DPO training failed for the 70B model due to reward collapse, limiting direct comparison of all algorithms at scale.
The dataset construction relies on proprietary models (GPT-3.5/GPT-4) for generating trajectories and critiques.
Evaluation focuses primarily on Math and Code, with less emphasis on other reasoning types like common sense or humanities.
Computation cost for creating the preference trees (multi-turn sampling with GPT-4) is high.

Reproducibility

Code: https://github.com/OpenBMB/Eurus

Model checkpoints (Eurus-7B/70B, Eurus-RM-7B) and the UltraInteract dataset are publicly available at https://github.com/OpenBMB/Eurus. Training hyperparameters (LR, batch size) are not explicitly detailed in the main text.

📊 Experiments & Results

Evaluation Setup

Comprehensive evaluation across single-turn and multi-turn reasoning benchmarks.

Benchmarks:

LeetCode (Code Generation (Competition Level))
TheoremQA (STEM Reasoning (University Level))
MATH (Mathematics)
HumanEval (Code Generation)
MBPP (Code Generation)
MINT (Multi-turn Interaction)

Metrics:

pass@1
Success Rate (Turn 5)
Statistical methodology: Not explicitly reported in the paper

Key Results

Benchmark	Metric	Baseline	This Paper	Δ
Eurus-70B achieves state-of-the-art results among open-source models on challenging reasoning benchmarks.
LeetCode	pass@1	24.0	33.3	+9.3
TheoremQA	pass@1	27.2	32.6	+5.4
MATH	pass@1	24.4	31.2	+6.8
Reward Model experiments show Eurus-RM-7B outperforming larger models and GPT-4 in specific correlations.
AutoJ	Correlation	60.4	62.4	+2.0
MT-Bench	Correlation	66.7	70.2	+3.5

Main Takeaways

Preference learning algorithms designed for chat (DPO) can actively hurt reasoning performance, potentially due to reward collapse.
KTO and NCA consistently improve reasoning capabilities over SFT, particularly in math and multi-turn tasks.
The proposed reward modeling objective (combining Bradley-Terry with a Direct Reward term) significantly improves reward model performance on hard reasoning tasks.
Training on preference trees (UltraInteract) improves multi-turn interaction capabilities, allowing models to better utilize environment feedback.

📚 Prerequisite Knowledge

Prerequisites

Reinforcement Learning from Human Feedback (RLHF)
Preference Learning algorithms (DPO, KTO)
Chain-of-Thought (CoT) prompting

Key Terms

Preference Tree: A data structure where an instruction is the root, and branches represent different reasoning attempts (correct and incorrect), enabling preference learning at multiple turns.

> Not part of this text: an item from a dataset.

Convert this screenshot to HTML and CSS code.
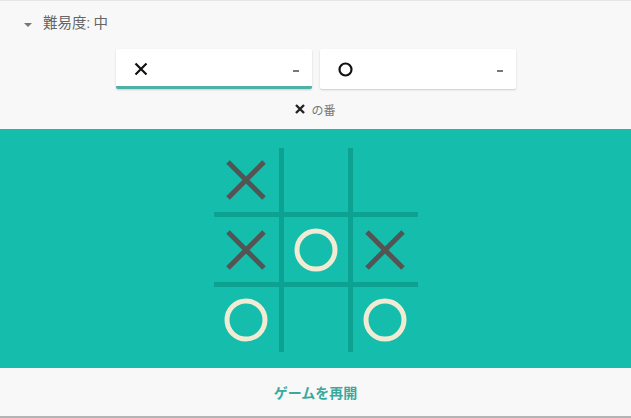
FILE: index.html
```html
<!DOCTYPE html>
<html lang="ja">
	<head>
		<meta charset="UTF-8">
		<title>三目並べ</title>
		<link rel="stylesheet" href="styles.css">
	</head>

	<body>
		<main class="game">
			<div class="level">
				<span class="caret"></span>
				<span>難易度: 中</span>
			</div>

			<div class="players">
				<div class="player active">
					<svg class="mark" width="14" height="14" viewBox="0 0 14 14"><path d="M1.5 1.5 L12.5 12.5 M12.5 1.5 L1.5 12.5" stroke="#111" stroke-width="2.2" fill="none"/></svg>
					<span class="score"></span>
				</div>
				<div class="player">
					<svg class="mark" width="15" height="15" viewBox="0 0 15 15"><circle cx="7.5" cy="7.5" r="6" stroke="#111" stroke-width="2.2" fill="none"/></svg>
					<span class="score"></span>
				</div>
			</div>

			<p class="turn">
				<svg width="10" height="10" viewBox="0 0 10 10"><path d="M1 1 L9 9 M9 1 L1 9" stroke="#222" stroke-width="2.4" fill="none"/></svg>
				<span>の番</span>
			</p>

			<section class="field">
				<div class="board">
					<div class="cell x"></div>
					<div class="cell"></div>
					<div class="cell"></div>
					<div class="cell x"></div>
					<div class="cell o"></div>
					<div class="cell x"></div>
					<div class="cell o"></div>
					<div class="cell"></div>
					<div class="cell o"></div>
				</div>
			</section>

			<div class="restart">ゲームを再開</div>
		</main>

		<script>
// draw the marks into the board cells
{
    const X = '<svg width="42" height="42" viewBox="0 0 42 42"><path d="M3 3 L39 39 M39 3 L3 39" stroke="#545454" stroke-width="5" fill="none"/></svg>';
    const O = '<svg width="44" height="44" viewBox="0 0 44 44"><circle cx="22" cy="22" r="19" stroke="#f2ebd3" stroke-width="5" fill="none"/></svg>';

    document.querySelectorAll(".cell.x").forEach(c => c.innerHTML = X);
    document.querySelectorAll(".cell.o").forEach(c => c.innerHTML = O);
}
		</script>
	</body>
</html>
```

FILE: styles.css
```css
body {
    margin: 0;
    padding: 0;
    background: #f8f8f8;
    font-family: Roboto, "Noto Sans CJK JP", sans-serif;
}

.game {
    height: 418px;
    box-sizing: border-box;
    border-top: 1px solid #e6e6e6;
    border-bottom: 2px solid #b4b4b4;
    display: flex;
    flex-direction: column;
}

.level {
    display: flex;
    align-items: center;
    padding: 14px 0 0 24px;
    height: 18px;
    font-size: 14.5px;
    line-height: 18px;
    color: #666;
}

.caret {
    width: 0; height: 0;
    border-left: 4px solid transparent;
    border-right: 4px solid transparent;
    border-top: 4px solid #777;
    margin: 2px 11px 0 0;
}

.players {
    display: flex;
    justify-content: center;
    gap: 8px;
    margin-top: 16px;
}

.player {
    width: 196px;
    height: 40px;
    box-sizing: border-box;
    background: #fff;
    border-radius: 2px;
    box-shadow: 0 1px 2px rgba(0, 0, 0, .18);
    display: flex;
    align-items: center;
    justify-content: space-between;
    padding: 0 13px 0 18px;
}

.player.active {
    border-bottom: 3px solid #4fb1a6;
    padding-top: 3px;
}

.score {
    width: 6px;
    height: 2px;
    background: #777;
    margin-top: 3px;
}

.turn {
    margin: 12px 0 0;
    height: 16px;
    display: flex;
    align-items: center;
    justify-content: center;
    gap: 6px;
    font-size: 12px;
    color: #777;
}

.field {
    margin-top: 12px;
    height: 239px;
    background: #14bdac;
    display: flex;
    justify-content: center;
    padding-top: 19px;
    box-sizing: border-box;
}

/* lines come from the board colour showing through the gaps */
.board {
    width: 204px;
    height: 204px;
    display: grid;
    grid-template-columns: 65px 64px 65px;
    grid-template-rows: 64px 65px 65px;
    gap: 5px;
    background: #0da192;
}

.cell {
    background: #14bdac;
    display: flex;
    align-items: center;
    justify-content: center;
}

.restart {
    flex: 1;
    display: flex;
    align-items: center;
    justify-content: center;
    font-size: 14px;
    font-weight: bold;
    color: #3aa99c;
}
```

DPO: Direct Preference Optimization—an algorithm optimizing the policy to satisfy preferences without an explicit reward model. Found here to fail for reasoning.

KTO: Kahneman-Tversky Optimization—a preference learning method that aligns models using unpaired binary feedback (good/bad) rather than paired comparisons.

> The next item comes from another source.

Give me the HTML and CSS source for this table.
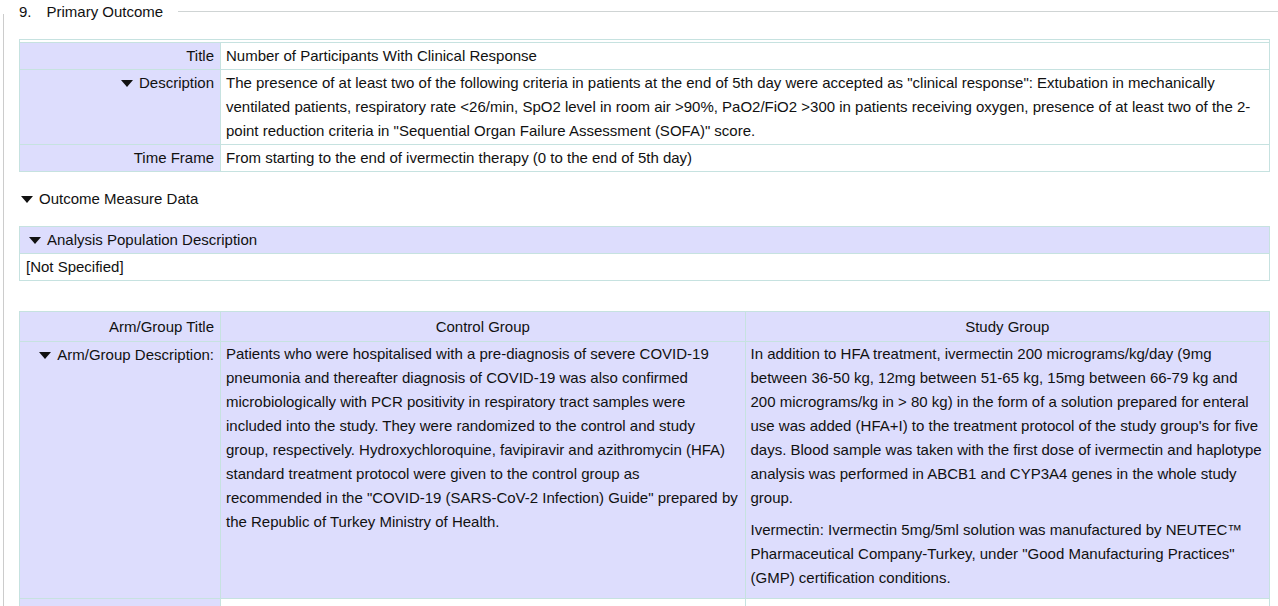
FILE: index.html
```html
<!DOCTYPE html>
<html>
<head>
<meta charset="utf-8">
<link rel="stylesheet" href="styles.css">
</head>
<body>
<div class="legend">
  <span class="num">9.</span><span class="legend-text">Primary Outcome</span><span class="legend-line"></span>
</div>
<div class="section">
  <table class="grid info">
    <tr class="spacer"><td colspan="2"></td></tr>
    <tr>
      <th class="label">Title</th>
      <td>Number of Participants With Clinical Response</td>
    </tr>
    <tr>
      <th class="label"><svg class="tri" width="12" height="7" viewBox="0 0 12 7"><polygon points="0,0 12,0 6,7"/></svg>Description</th>
      <td>The presence of at least two of the following criteria in patients at the end of 5th day were accepted as "clinical response": Extubation in mechanically ventilated patients, respiratory rate &lt;26/min, SpO2 level in room air &gt;90%, PaO2/FiO2 &gt;300 in patients receiving oxygen, presence of at least two of the 2-point reduction criteria in "Sequential Organ Failure Assessment (SOFA)" score.</td>
    </tr>
    <tr>
      <th class="label">Time Frame</th>
      <td>From starting to the end of ivermectin therapy (0 to the end of 5th day)</td>
    </tr>
  </table>

  <div class="toggle"><svg class="tri" width="12" height="7" viewBox="0 0 12 7"><polygon points="0,0 12,0 6,7"/></svg>Outcome Measure Data</div>

  <table class="grid pop">
    <tr><th class="pop-head"><svg class="tri" width="12" height="7" viewBox="0 0 12 7"><polygon points="0,0 12,0 6,7"/></svg>Analysis Population Description</th></tr>
    <tr><td>[Not Specified]</td></tr>
  </table>

  <table class="grid arms">
    <colgroup><col class="c-label"><col class="c-arm"><col class="c-arm"></colgroup>
    <tr class="head">
      <th class="label">Arm/Group Title</th>
      <th class="arm-title">Control Group</th>
      <th class="arm-title">Study Group</th>
    </tr>
    <tr class="desc">
      <th class="label top"><svg class="tri" width="12" height="7" viewBox="0 0 12 7"><polygon points="0,0 12,0 6,7"/></svg>Arm/Group Description:</th>
      <td><p>Patients who were hospitalised with a pre-diagnosis of severe COVID-19 pneumonia and thereafter diagnosis of COVID-19 was also confirmed microbiologically with PCR positivity in respiratory tract samples were included into the study. They were randomized to the control and study group, respectively. Hydroxychloroquine, favipiravir and azithromycin (HFA) standard treatment protocol were given to the control group as recommended in the "COVID-19 (SARS-CoV-2 Infection) Guide" prepared by the Republic of Turkey Ministry of Health.</p></td>
      <td><p>In addition to HFA treatment, ivermectin 200 micrograms/kg/day (9mg between 36-50 kg, 12mg between 51-65 kg, 15mg between 66-79 kg and 200 micrograms/kg in &gt; 80 kg) in the form of a solution prepared for enteral use was added (HFA+I) to the treatment protocol of the study group's for five days. Blood sample was taken with the first dose of ivermectin and haplotype analysis was performed in ABCB1 and CYP3A4 genes in the whole study group.</p><p>Ivermectin: Ivermectin 5mg/5ml solution was manufactured by NEUTEC™ Pharmaceutical Company-Turkey, under "Good Manufacturing Practices" (GMP) certification conditions.</p></td>
    </tr>
    <tr class="next">
      <th class="label">&nbsp;</th>
      <td>&nbsp;</td>
      <td>&nbsp;</td>
    </tr>
  </table>
</div>
</body>
</html>
```
FILE: styles.css
```css
html, body {
  margin: 0;
  padding: 0;
  background: #fff;
}
body {
  font-family: "Liberation Sans", Arial, sans-serif;
  font-size: 15px;
  line-height: 24px;
  color: #111;
}
.legend {
  display: flex;
  align-items: center;
  height: 24px;
  padding-left: 19px;
  margin-bottom: -10px;
}
.num {
  margin-right: 15px;
}
.legend-line {
  flex: 1;
  border-top: 1px solid #cfd4d4;
  margin-left: 15px;
  margin-top: -1px;
}
.section {
  margin-left: 3px;
  margin-right: 8px;
  border-left: 1px solid #cccccc;
  padding-left: 15px;
  padding-top: 25px;
  padding-bottom: 40px;
}
.grid {
  width: 100%;
  border-collapse: collapse;
  border: 1px solid #c6e2e0;
}
.grid th, .grid td {
  border: 1px solid #c6e2e0;
  font-weight: normal;
  padding: 1px 5px;
  vertical-align: top;
  text-align: left;
}
.spacer td {
  height: 2px;
  padding: 0;
  line-height: 0;
  font-size: 0;
}
.grid th.label {
  background: #ddddfd;
  text-align: right;
  width: 188px;
  white-space: nowrap;
  padding: 1px 6px;
}
.tri {
  display: inline-block;
  margin-right: 6px;
  vertical-align: 1px;
  fill: #111;
}
.toggle {
  margin: 15px 0 15px 2px;
}
.pop th.pop-head {
  background: #ddddfd;
  padding: 1px 6px 1px 9px;
}
.pop td {
  padding: 1px 6px;
}
.arms {
  margin-top: 30px;
  table-layout: fixed;
}
.c-label { width: 201px; }
.arms .head th,
.arms .head th.label {
  padding: 3px 6px 2px;
}
.arms th.arm-title {
  background: #ddddfd;
  text-align: center;
}
.arms .desc td {
  background: #ddddfd;
  padding: 0 6px 0 5px;
}
.arms p {
  margin: 0 0 8px 0;
}
.arms .next td {
  background: #fff;
  height: 40px;
}
```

NCA: Noise Contrastive Alignment—a method that aligns models by contrasting the probability of the chosen response against a noise distribution.

SFT: Supervised Fine-Tuning—training the model on high-quality demonstration data before alignment.

Bradley-Terry (BT) Model: A standard statistical model for estimating the probability that one item is preferred over another, used in training reward models.

UltraInteract: The newly curated dataset in this paper containing 220K interaction trajectories structured as preference trees.